Let's group the distro by their bases.


In [11]:
fig = px.area(
    normalizedDataFrame_combined[
        normalizedDataFrame_combined["date"] > pd.to_datetime("jan-1-2022")
    ],
    x="date",
    y=normalizedDataFrame_combined.columns.drop(["date"]),
    groupnorm="percent",
    title="Distro-base Market Share on ProtonDB from 01/01/2022",
    markers=True
)
fig.show()


As we can see, the market share graph doesn't show that there's any effect of Steam Deck release on ProtonDB user base. Let's check monthly increased user counts to see if there's any change.

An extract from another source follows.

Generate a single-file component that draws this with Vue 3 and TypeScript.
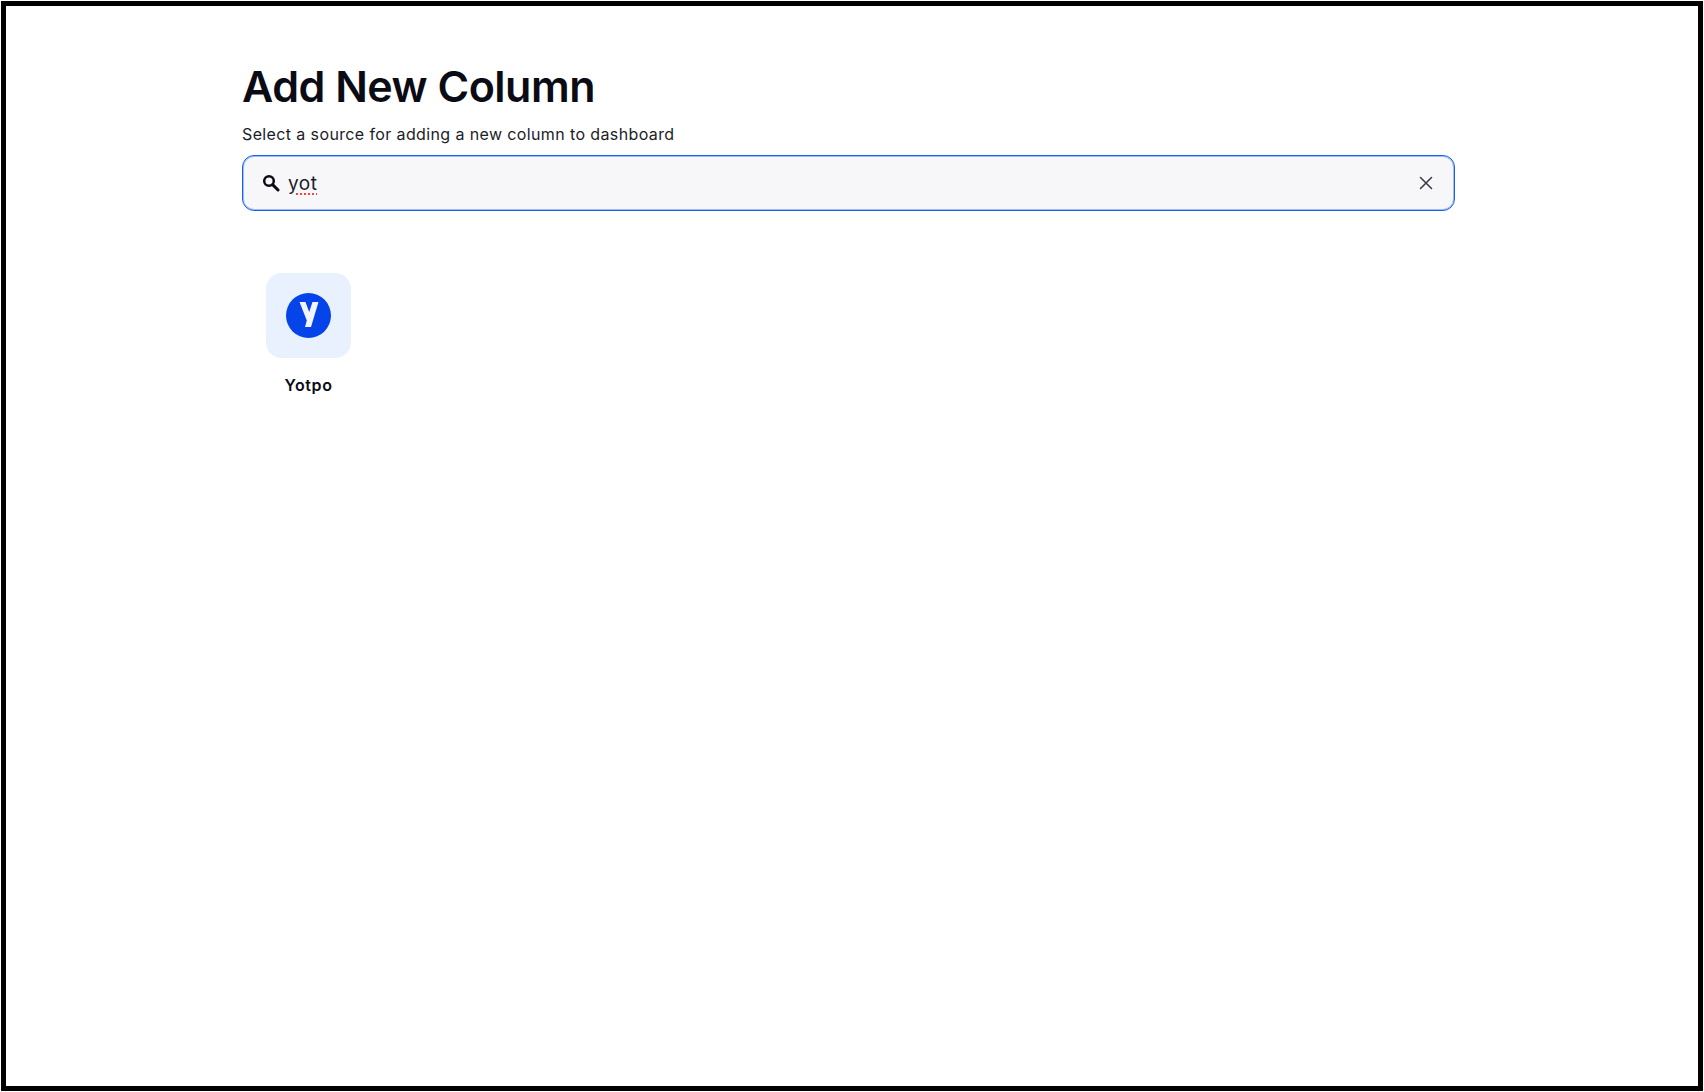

#### Monthly delta of user counts


In [12]:
df_delta = df_report.sort_values(by="date", ascending=False) - df_report.sort_values(
    by="date", ascending=False
).shift(-1)
df_delta.pop("date")
df_delta["date"] = df_report["date"]


In [13]:
fig = px.line(
    df_delta,
    x="date",
    y=df_delta.columns.drop(["date"]),
    title="ProtonDB monthly user count change per Distro",
)
fig.show()


Let's zoom in after Dec 2nd 2019 (when the questionnaire was released)


In [14]:
df_delta = df_delta[df_delta["date"] > pd.to_datetime("dec-2-2019")]
fig = px.line(
    df_delta,
    x="date",
    y=df_delta.columns.drop(["date"]),
    title="ProtonDB monthly user count change per Distro",
)
fig.show()


Debian and Fedora experienced a spike in new user count. More analysis on the market is needed.


In [15]:
normalizedDataFrame_combined = df_delta.copy()
normalizedDataFrame_combined["Arch-based"] = normalizedDataFrame_combined[
    ["Arch", "Manjaro"]
].sum(axis=1)
normalizedDataFrame_combined = normalizedDataFrame_combined.drop(
    columns=["Manjaro", "Arch"]
)
normalizedDataFrame_combined["Debian-based"] = normalizedDataFrame_combined[
    ["Linux Mint", "Ubuntu", "Pop!_OS", "Debian"]
].sum(axis=1)
normalizedDataFrame_combined = normalizedDataFrame_combined.drop(
    columns=["Linux Mint", "Pop!_OS", "Ubuntu", "Debian"]
)


In [16]:
fig = px.line(
    normalizedDataFrame_combined,
    x="date",
    y=normalizedDataFrame_combined.columns.drop(["date"]),
    title="ProtonDB monthly user count change per Distro-base",
)
fig.show()


Debian-based new installation is on a constant decline, while arch and "other" distros are on a rise. As the market share of "other" distros is not as significant as Debian or Arch derivatives, we won't go deeper into this category.


In [17]:
fig = px.line(
    normalizedDataFrame_combined[
        normalizedDataFrame_combined["date"] > pd.to_datetime("01/01/2022")
    ],
    x="date",
    y=normalizedDataFrame_combined.columns.drop(["date"]),
    title="ProtonDB monthly user count change per Distro-base from 01/01/2022",
    markers=True
)
fig.show()


New install of both Arch and Debian-based distros is on plateau. So for now, the release of Steam Deck is not that big of a disruption. Interestingly, by the end of March there is a spike in installation of Fedora due to a beta release of Fedora 36.